If we count the number of dominoes by counting $4$ for the four that are adjacent to each hole, then we may have counted each domino at most twice (according to the previous paragraph). So there are at least $2$ dominoes for each hole, i.e. at least $4$ covered squares for each hole.

Now, I found a plane tiling that actually achieves this, based on the principle that each domino can have one hole on either side of it, and all holes must be surrounded by a "circle":

Domino plane tiling

In this picture my "circles" go anticlockwise, and the plane is tiled by the $3 \times 3$ unit plus one external hole attached. Note that the external hole also has dominoes going around it in an anticlockwise circle.

Part (b) . In this tiling, note that on each horizontal row, there are four covered squares in between each hole. Therefore, if we select a $12 \times 12$ board (yellow area) , then there must be exactly two holes which lie on each row but are not on the edge of the board . This generalizes to a board of dimension $(5m+2) \times (5n+2)$ ; the proof might not be so simple for boards of other sizes.

Since there cannot be any holes on the edge, once we "fix up" the edges, this means that a "fixed" board can contain at most $10 \times 2 = 20$ holes, and therefore the board will contain $\frac{1}{2} (144 - 20) = \boxed{62}$ dominoes.

The yellow board that I have selected does have the property that it is possible to "fix up" the edge: for every instance where there is a hole on the edge of the board, there is exactly one domino that half sticks off the edge of the board, and you can rotate this to fill in the hole instead of sticking off the edge of the board.

Not every possible selection of the yellow area has this property, but that doesn't matter as we have shown that this selection has a maximal number of holes.

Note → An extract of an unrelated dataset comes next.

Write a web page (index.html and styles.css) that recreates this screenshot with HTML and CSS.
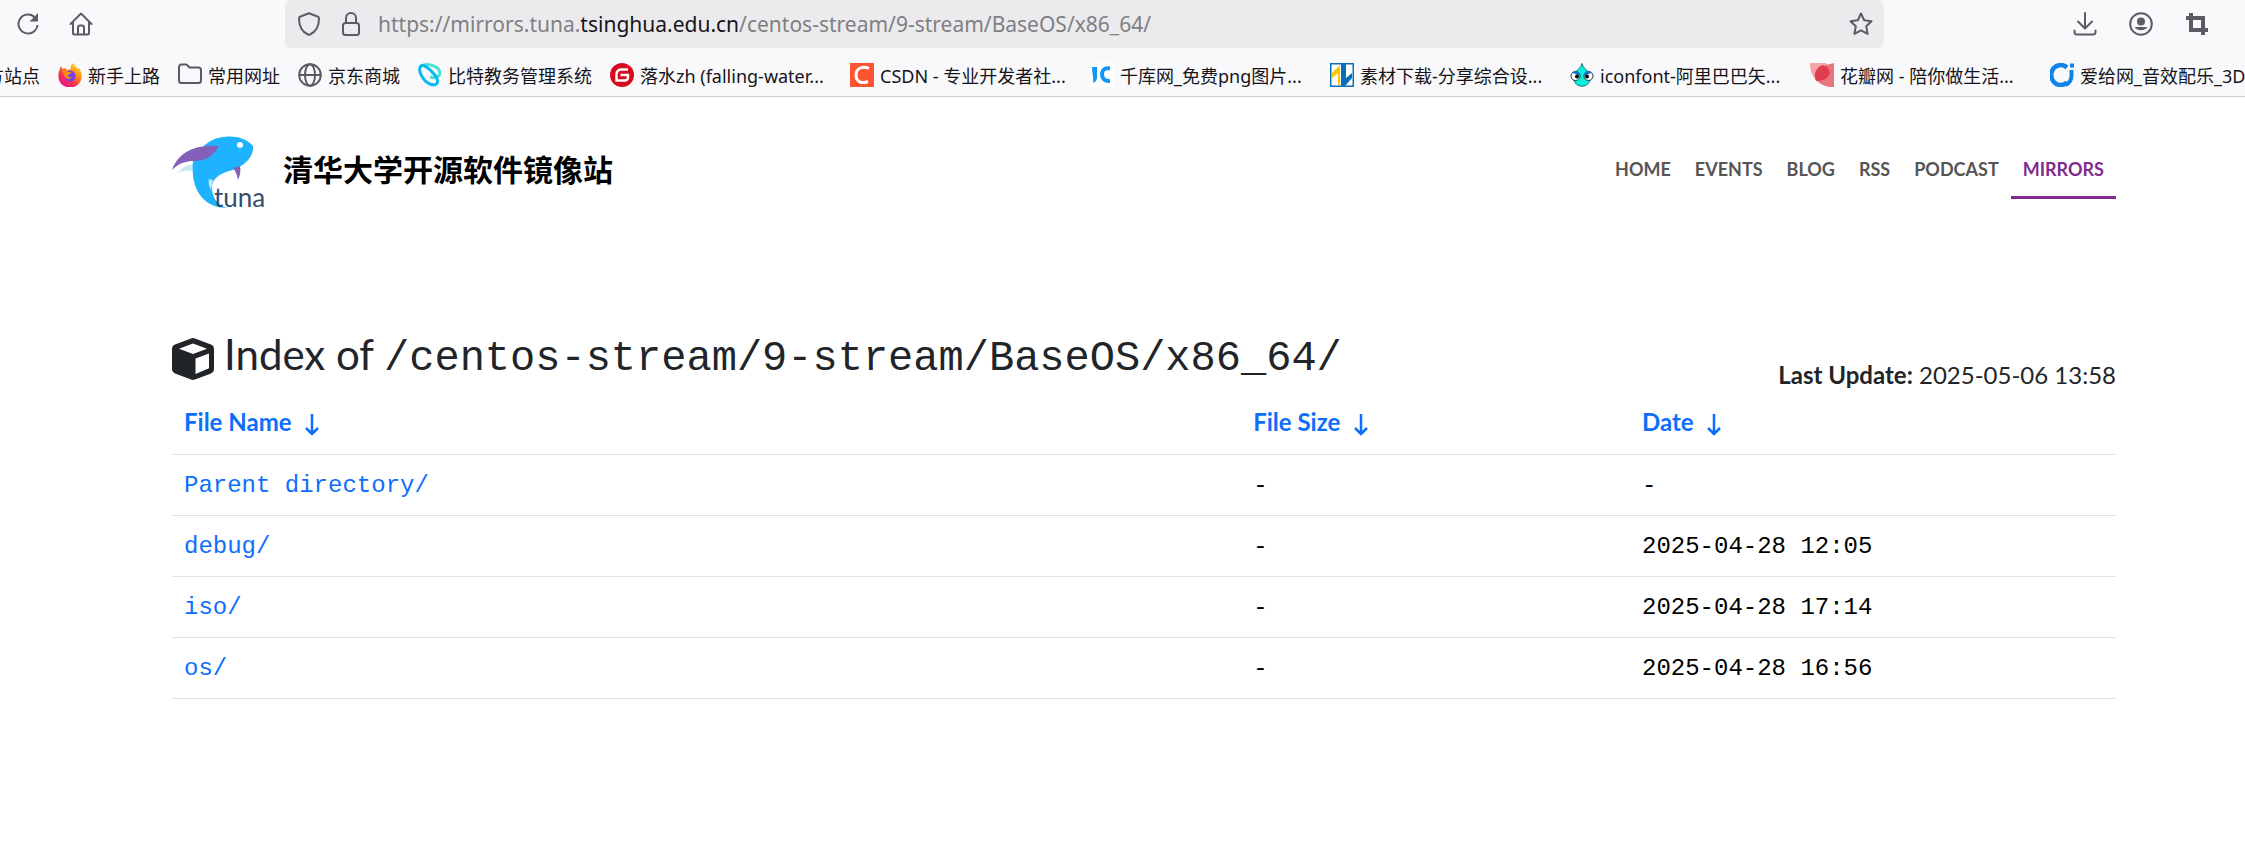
FILE: index.html
```html
<!DOCTYPE html>
<html lang="zh-CN">
<head>
    <meta charset="UTF-8">
    <meta name="viewport" content="width=device-width, initial-scale=1.0">
    <title>Index of /centos-stream/9-stream/BaseOS/x86_64/</title>
    <link rel="stylesheet" href="styles.css">
</head>
<body>
    <div class="browser">
        <div class="toolbar">
            <div class="nav-buttons">
                <button class="icon-btn" aria-label="Reload">
                    <svg viewBox="0 0 24 24"><path d="M19 5.500A9.500 9.500 0 1 0 21.500 13" fill="none" stroke="currentColor" stroke-width="2"/><path d="M22 1v8.500h-8.500z" fill="currentColor"/></svg>
                </button>
                <button class="icon-btn" aria-label="Home">
                    <svg viewBox="0 0 24 24" fill="none" stroke="currentColor" stroke-width="2" stroke-linecap="round" stroke-linejoin="round"><path d="M1.500 12 12 1.500 22.500 12M4 10v11a1.500 1.500 0 0 0 1.500 1.500h13A1.500 1.500 0 0 0 20 21V10M9 22v-6.500a2 2 0 0 1 2-2h2a2 2 0 0 1 2 2V22"/></svg>
                </button>
            </div>
            <div class="urlbar">
                <div class="site-icons">
                    <svg class="icon" viewBox="0 0 24 24" fill="none" stroke="currentColor" stroke-width="2" stroke-linejoin="round"><path d="M12 1.200 20.500 4.500Q22 5 22 6.500C22 14 18.500 20 13 22.500q-1 .5-2 0C5.500 20 2 14 2 6.500Q2 5 3.500 4.500z"/></svg>
                    <svg class="icon" viewBox="0 0 24 24" fill="none" stroke="currentColor" stroke-width="2"><rect x="4" y="11" width="16" height="12" rx="2.500"/><path d="M7 11V6a5 5 0 0 1 10 0v5"/></svg>
                </div>
                <div class="url">https://mirrors.tuna.<b>tsinghua.edu.cn</b>/centos-stream/9-stream/BaseOS/x86_64/</div>
                <button class="icon-btn" aria-label="Bookmark this page">
                    <svg viewBox="0 0 24 24" fill="none" stroke="currentColor" stroke-width="2" stroke-linejoin="round"><path d="M12 1.500l3.200 6.700 7.300 1-5.300 5.100 1.400 7.600L12 18.400l-6.600 3.500 1.400-7.600L1.500 9.200l7.300-1z"/></svg>
                </button>
            </div>
            <div class="tools">
                <button class="icon-btn" aria-label="Downloads">
                    <svg viewBox="0 0 24 24" fill="none" stroke="currentColor" stroke-width="2" stroke-linecap="round" stroke-linejoin="round"><path d="M12 1v15M5 9.500l7 7 7-7M1.500 18.500V20a2.500 2.500 0 0 0 2.500 2.500h16a2.500 2.500 0 0 0 2.500-2.500v-1.500"/></svg>
                </button>
                <button class="icon-btn" aria-label="Account">
                    <svg viewBox="0 0 24 24"><circle cx="12" cy="12" r="10.800" fill="none" stroke="currentColor" stroke-width="2"/><circle cx="12" cy="9.500" r="4" fill="currentColor"/><path d="M5.500 15h13a7 5 0 0 1-13 0z" fill="currentColor"/></svg>
                </button>
                <button class="icon-btn" aria-label="Screenshot">
                    <svg viewBox="0 0 24 24" fill="none" stroke="currentColor" stroke-width="4"><path d="M6 1v17h17M1 6h17v17"/></svg>
                </button>
            </div>
        </div>
        <nav class="bookmarks" aria-label="Bookmarks">
            <a class="cut" href="#">方站点</a>
            <a href="#">
                <svg viewBox="0 0 24 24">
                    <defs>
                        <linearGradient id="fire" x1="1" y1="0" x2="0.300" y2="1"><stop offset="0" stop-color="#fff44f"/><stop offset="0.400" stop-color="#ff980e"/><stop offset="0.700" stop-color="#ff3647"/><stop offset="1" stop-color="#e31587"/></linearGradient>
                    </defs>
                    <path d="M15 0c1 3 4 4 5 6l1-1c2 3 3 6 2.500 9A11.500 10.500 0 0 1 .5 14C0 10 1.500 6 3 3l1.500 3L7 5l2 2 4-1c-1-2 0-4 2-6z" fill="url(#fire)"/>
                    <circle cx="12" cy="13" r="5.500" fill="#7542e5"/>
                    <path d="M4 8c3-1 5 0 6 1l3 0c0 2-2 2-3 3s1 3 4 2c-2 3-6 2-7 0z" fill="#ff8a16"/>
                </svg>新手上路
            </a>
            <a href="#">
                <svg viewBox="0 0 24 24" fill="none" stroke="#5b5b66" stroke-width="2" stroke-linejoin="round"><path d="M3.500 1.500h5l3 3h9a2.500 2.500 0 0 1 2.500 2.500v10.500a2.500 2.500 0 0 1-2.500 2.500h-17A2.500 2.500 0 0 1 1 17.500V4a2.500 2.500 0 0 1 2.500-2.500z"/></svg>常用网址
            </a>
            <a href="#">
                <svg viewBox="0 0 24 24" fill="none" stroke="#5b5b66" stroke-width="2"><circle cx="12" cy="12" r="10.800"/><ellipse cx="12" cy="12" rx="5" ry="10.800"/><path d="M1.500 12h21"/></svg>京东商城
            </a>
            <a href="#">
                <svg viewBox="0 0 24 24" fill="none" stroke-width="3"><path d="M3 3c5-3 15-1 18 4 3 6-3 9-9 7" stroke="#4ae0dc"/><path d="M3 3c-4 4 2 15 9 18 8 3 10-3 4-10C11 5 5 1 3 3z" stroke="#08b9ef"/></svg>比特教务管理系统
            </a>
            <a class="long" href="#">
                <svg viewBox="0 0 24 24"><circle cx="12" cy="12" r="12" fill="#d70b1d"/><path d="M18 6.500h-7a4.500 4.500 0 0 0-4.500 4.500v6.500H15a3 3 0 0 0 3-3V12h-7.500" fill="none" stroke="#fff" stroke-width="2.400"/></svg>落水zh (falling-water...
            </a>
            <a class="long" href="#">
                <svg viewBox="0 0 24 24"><path d="M0 0h24v24H0z" fill="#fc5531"/><path d="M19 5.500c-6-3-13-.5-13 6.500s6 9 12 6.500" fill="none" stroke="#fff" stroke-width="3"/></svg>CSDN - 专业开发者社...
            </a>
            <a class="long" href="#">
                <svg viewBox="0 0 24 24"><path d="M0 0h24v24H0z" fill="#fff"/><path d="M2 4h5v10c0 3-1 5-4 6 1-4-1-10-1-16z" fill="#1296f5"/><path d="M20 5.500c-6-1-8 2-8 6s3 7 8 6.500" fill="none" stroke="#1296f5" stroke-width="4"/></svg>千库网_免费png图片...
            </a>
            <a class="long" href="#">
                <svg viewBox="0 0 24 24"><path d="M.75.75h22.500v22.500H.75z" fill="#fff" stroke="#0870b8" stroke-width="1.500"/><path d="M2 10 10 2v20H8V10l-6 5z" fill="#ffc600"/><path d="M11 1h5v14l6-5v5l-7 8h-4z" fill="#0870b8"/></svg>素材下载-分享综合设...
            </a>
            <a class="long" href="#">
                <svg viewBox="0 0 24 24"><path d="M12 .5c1 4 3 5 6 8 4 4 3 8 1 11-3 5-11 5-14 0-2-3-3-7 1-11 3-3 5-4 6-8z" fill="#06efdc" stroke="#27726f"/><g fill="#fff" stroke="#163c4d"><circle cx="5.500" cy="13" r="4.500"/><circle cx="18.500" cy="13" r="4.500"/></g><path d="M2 9.500 10 13l-1-4-3-1zM22 9.500 14 13l1-4 3-1z" fill="#1473c8"/><circle cx="7" cy="13.500" r="2"/><circle cx="17" cy="13.500" r="2"/></svg>iconfont-阿里巴巴矢...
            </a>
            <a class="long" href="#">
                <svg viewBox="0 0 24 24"><path d="M0 0h16l8 10v14C8 24 0 14 0 0z" fill="#f4a5aa"/><path d="M24 0v24c-8 0-12-2-16-6L16 2z" fill="#e87680"/><path d="M13 2c10 3 9 16-7 16C3 11 6 4 13 2z" fill="#df3e4e"/></svg>花瓣网 - 陪你做生活...
            </a>
            <a href="#">
                <svg viewBox="0 0 24 24" fill="none" stroke="#0f83e6"><path d="M17 4.500A9.500 10 0 1 0 17 19.500" stroke-width="4.500"/><path d="M21.500 7v6c0 4-2 7-6 9" stroke-width="4"/><path d="M20 2.500h4" stroke-width="4"/></svg>爱给网_音效配乐_3D
            </a>
        </nav>
    </div>

    <div class="container">
        <header class="site-header">
            <a class="brand" href="#">
                <svg class="logo" viewBox="0 0 96 74">
                    <path d="M6 37c4-6 11-9 17-9l-3 7c-6-1-10 0-14 2z" fill="#c9e8ec"/>
                    <path d="M30 12C42-3 71-3 81 10c1 13-12 22-24 25-10 3-17 8-17 17 0 9 5 17 15 20C32 72 18 54 21 25z" fill="#1eb3ff"/>
                    <path d="M0 34C6 17 22 8 47 10 39 24 29 25 19 25 10 26 5 29 0 34z" fill="#8460b8"/>
                    <path d="M61 32l7-2c1 5 0 10-2 14-1-5-2-8-5-12z" fill="#8460b8"/>
                    <path d="M37 43l4 1-2 10c-2-4-3-7-2-11z" fill="#c9e8ec"/>
                    <circle cx="68" cy="9" r="3" fill="#fff"/>
                    <text class="logo-text" x="42" y="71">tuna</text>
                </svg>
                <span>清华大学开源软件镜像站</span>
            </a>
            <nav class="menu">
                <a href="#">HOME</a>
                <a href="#">EVENTS</a>
                <a href="#">BLOG</a>
                <a href="#">RSS</a>
                <a href="#">PODCAST</a>
                <a class="active" href="#">MIRRORS</a>
            </nav>
        </header>

        <main>
            <div class="title-row">
                <h1>
                    <svg class="cube" viewBox="0 0 42 42"><path d="M21 0q1 0 2 .4l16 6.200q3 1.200 3 4.400v20q0 3-3 4.400l-16 6.200q-2 .8-4 0L3 35.400Q0 34 0 31V11Q0 7.800 3 6.600L19 .4Q20 0 21 0z" fill="#212529"/><path d="M21 5.500 35 10.700 21 16 7 10.700z" fill="#fff"/><path d="M23.500 20.500 37 15.500v14.800L23.500 36z" fill="#fff"/></svg>
                    <span>Index of <code>/centos-stream/9-stream/BaseOS/x86_64/</code></span>
                </h1>
                <p><b>Last Update:</b> 2025-05-06 13:58</p>
            </div>
            <table>
                <thead>
                    <tr>
                        <th class="name"><a href="#">File Name <svg class="arrow" viewBox="0 0 16 22"><path d="M8 0v20M2 14l6 6 6-6"/></svg></a></th>
                        <th class="size"><a href="#">File Size <svg class="arrow" viewBox="0 0 16 22"><path d="M8 0v20M2 14l6 6 6-6"/></svg></a></th>
                        <th class="date"><a href="#">Date <svg class="arrow" viewBox="0 0 16 22"><path d="M8 0v20M2 14l6 6 6-6"/></svg></a></th>
                    </tr>
                </thead>
                <tbody>
                    <tr>
                        <td><a href="#">Parent directory/</a></td>
                        <td>-</td>
                        <td>-</td>
                    </tr>
                    <tr>
                        <td><a href="#">debug/</a></td>
                        <td>-</td>
                        <td>2025-04-28 12:05</td>
                    </tr>
                    <tr>
                        <td><a href="#">iso/</a></td>
                        <td>-</td>
                        <td>2025-04-28 17:14</td>
                    </tr>
                    <tr>
                        <td><a href="#">os/</a></td>
                        <td>-</td>
                        <td>2025-04-28 16:56</td>
                    </tr>
                </tbody>
            </table>
        </main>
    </div>
</body>
</html>
```

FILE: styles.css
```css
*{
    margin: 0;
    padding: 0;
    box-sizing: border-box;
}
body{
    min-height: 100vh;
    background-color: #fff;
    color: #212529;
    font-family: Lato, "Noto Sans CJK SC", sans-serif;
    font-size: 24px;
    overflow-x: hidden;
}
a {
    color: #0d6efd;
    text-decoration: none;
}
.browser {
    background-color: #f9f9fb;
    border-bottom: 1px solid #ccc;
    color: #15141a;
    font-family: "Noto Sans", "Noto Sans CJK SC", sans-serif;
    overflow: hidden;
}
.toolbar {
    display: flex;
    height: 48px;
}
.icon, .icon-btn {
    flex: none;
    display: block;
    width: 24px;
    height: 24px;
    border: 0;
    background: none;
    color: #5b5b66;
}
.icon-btn svg {
    display: block;
    width: 100%;
    height: 100%;
}
.nav-buttons {
    display: flex;
    align-items: center;
    gap: 29px;
    padding-left: 16px;
    width: 285px;
}
.urlbar {
    flex: 1;
    display: flex;
    align-items: center;
    gap: 15px;
    padding: 0 11px 0 12px;
    background-color: #ebebed;
    border-radius: 6px;
}
.site-icons {
    display: flex;
    gap: 18px;
}
.url {
    flex: 1;
    font-size: 21px;
    color: #7f7f84;
    white-space: nowrap;
}
.url b {
    font-weight: normal;
    color: #15141a;
}
.tools {
    display: flex;
    align-items: center;
    justify-content: flex-end;
    gap: 32px;
    width: 361px;
    padding-right: 36px;
}
.bookmarks {
    display: flex;
    gap: 18px;
    height: 48px;
    padding-top: 5px;
    white-space: nowrap;
}
.bookmarks a {
    flex: none;
    display: flex;
    align-items: center;
    gap: 6px;
    color: #15141a;
    font-size: 18px;
}
.bookmarks svg {
    flex: none;
    width: 24px;
    height: 24px;
}
.bookmarks .cut {
    justify-content: flex-end;
    width: 40px;
}
.bookmarks .long {
    width: 222px;
}
.container {
    padding: 0 129px 0 172px;
}
.site-header {
    display: flex;
    justify-content: space-between;
    align-items: center;
    padding-top: 39px;
}
.brand {
    display: flex;
    align-items: center;
    gap: 15px;
    color: #000;
    font-size: 30px;
    font-weight: bold;
}
.brand span {
    padding-bottom: 10px;
}
.logo {
    display: block;
    width: 96px;
    height: 74px;
}
.logo-text {
    font-family: Lato, sans-serif;
    font-size: 26px;
    font-weight: normal;
    fill: #344d6d;
}
.menu {
    display: flex;
    margin-bottom: 4px;
}
.menu a {
    padding: 12px 12px 13px;
    border-bottom: 3px solid transparent;
    color: #555;
    font-size: 18px;
    font-weight: bold;
    line-height: 27px;
}
.menu .active {
    color: #7f2b8f;
    border-bottom-color: #7f2b8f;
}
.title-row {
    display: flex;
    justify-content: space-between;
    align-items: flex-end;
    margin-top: 119px;
}
h1 {
    display: flex;
    align-items: center;
    gap: 10px;
    padding-bottom: 9px;
    font-size: 42px;
    font-weight: normal;
    line-height: 50px;
}
.cube {
    width: 42px;
    height: 42px;
    margin-top: 4px;
}
code, td {
    font-family: "Liberation Mono", monospace;
}
code {
    font-size: 42px;
}
.title-row p {
    line-height: 36px;
}
table {
    width: 100%;
    border-collapse: collapse;
    table-layout: fixed;
}
th, td {
    border-bottom: 1px solid #dee2e6;
    text-align: left;
    line-height: 36px;
}
th {
    padding: 11px 12px 14px;
}
td {
    padding: 13px 12px 11px;
    color: #000;
}
.name {
    width: 55%;
}
.size {
    width: 20%;
}
.date {
    width: 25%;
}
.arrow {
    width: 16px;
    height: 22px;
    margin-left: 7px;
    vertical-align: -5px;
    fill: none;
    stroke: currentColor;
    stroke-width: 2.500;
}
```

* Part(c) * - to show that this solution is optimal. (So far it's still possible that there exists a better tiling of a $12 \times 12$ board which does not generalize to plane tiling).

Lemma: It is not possible to have two holes separated by a single covered square.

Proof Outline: This would contradict the lemma that each hole must be surrounded by a "circle of domino".

Now, In the optimal solution given earlier, each row has at most $2$ holes not on the edge. We will show that any solution featuring a row with more than $2$ holes must have a corresponding row with fewer holes, so the total number of holes does not exceed that of the optimal solution.

A row can have up to $4$ holes not on the edge; the only way to do this is if there are four $3 \times 3$ blocks of "domino circle" lined up. However, in this case, there are $0$ holes on the rows above and below, so any solution involving this scenario has only $4$ holes over $3$ rows, whereas the optimal solution has $6$ .

If a row (of length $12$ ) has $3$ holes: consider the $12 \times 3$ strip where the middle one of the $3$ rows has the $3$ holes on it. This strip must contain $3$ disjoint "circles of domino" . This means that there are $12 - 3 \times 3 = 3$ columns where potentially holes could be found on the top or bottom row.

By the most recent lemma, we can't have a hole on both the top and bottom row of the same column in this strip. So there can be at most $3$ holes on the top and bottom rows of the strip combined, so the entire strip has at most $3 + 3 = 6$ holes. This is no better than the optimal case. QED

Footnote: I'm not 100% sure that the argument in the last two paragraphs is completely rigorous , perhaps we also have to go on to show that there is no other more optimal solution for the section of board that remains when we remove the $3 x 12$ strip. But I feel that this could be done following a similar outline.